This framework explains historical anomalies, such as the persistent employment of bank tellers despite the invention of the ATM. ATMs substituted for tellers in dispensing cash, but they also complemented them by freeing them up to focus on relationship banking and financial guidance, ultimately increasing customer demand and allowing banks to reduce costs.

Similarly, when AI algorithms proved capable of detecting diseases better than radiologists, as predicted by computer scientist Jeffrey Hinton in 2016, employment in U.S. radiology nonetheless increased. Hinton, who received the Nobel Prize in physics in 2024 for his work on neural networks, later conceded he was "wrong on timing but not the direction," having focused too broadly on image analysis displacement. These AI systems often complement radiologists by making them more productive or shifting their focus to other valuable hospital tasks.

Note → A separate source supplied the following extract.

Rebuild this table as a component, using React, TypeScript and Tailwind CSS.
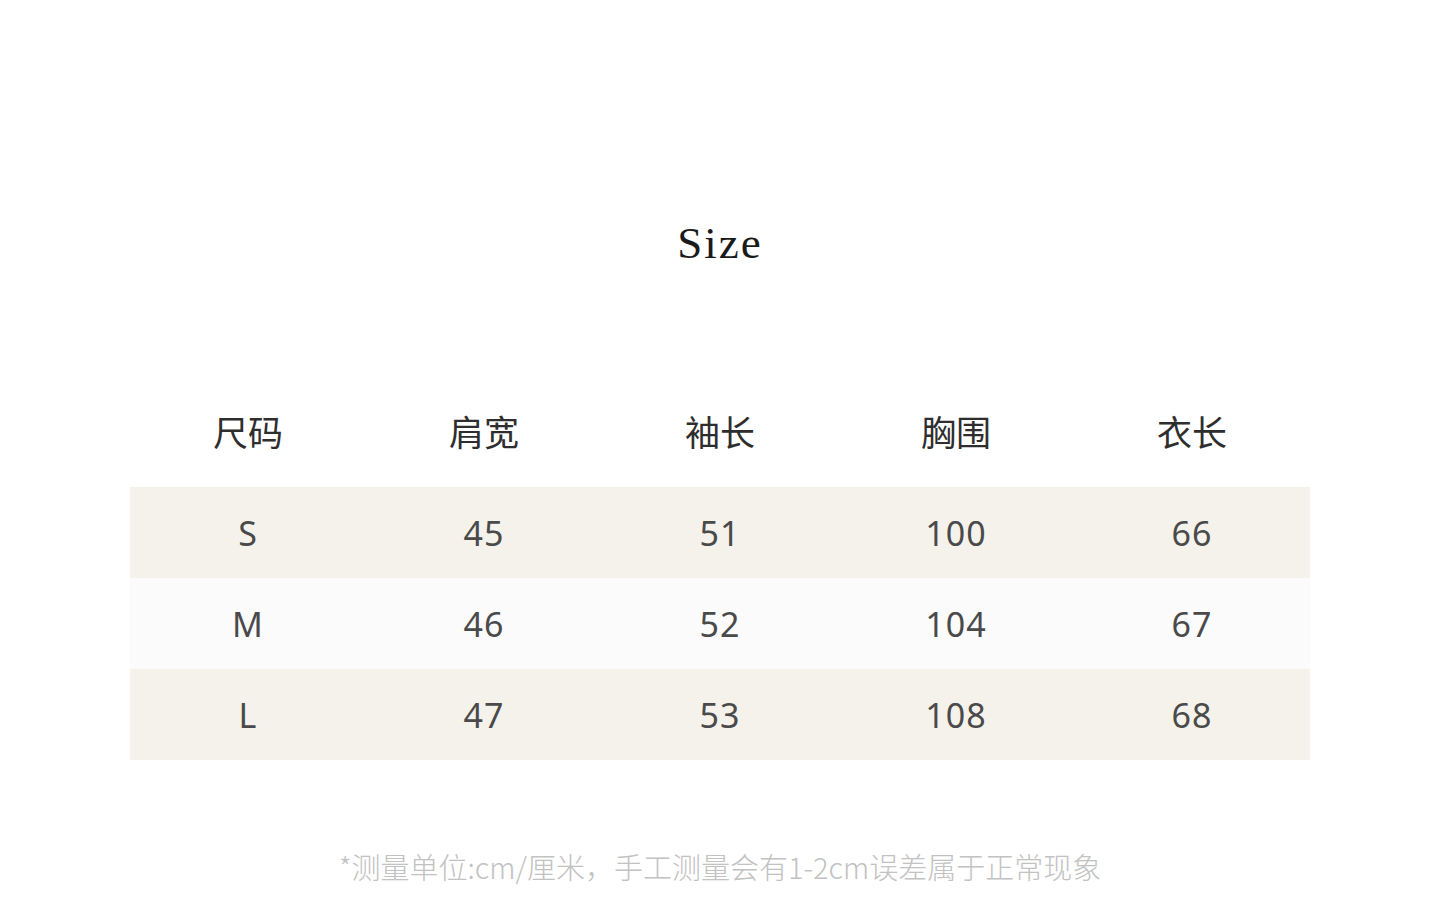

Historically, the helpful complementing force has consistently overpowered the harmful substituting force, maintaining sufficient demand for human work. However, Dr. Susskind concluded his Gresham College lecture by raising a crucial, tentative question about the future. He notes that the increasing capability of technologies—which he terms task encroachment—is "gradually but relentlessly encroaching" on manual, cognitive, and affective tasks. The concern is that this increasing technological power might strengthen the substituting force while simultaneously weakening the complementing force, as the "shrinking set of tasks and activities" that machines cannot yet do—the traditional refuge for displaced workers—is becoming smaller. The ultimate question is whether this historical balancing act, which has defined the age of labor, will continue to hold as this century unfolds.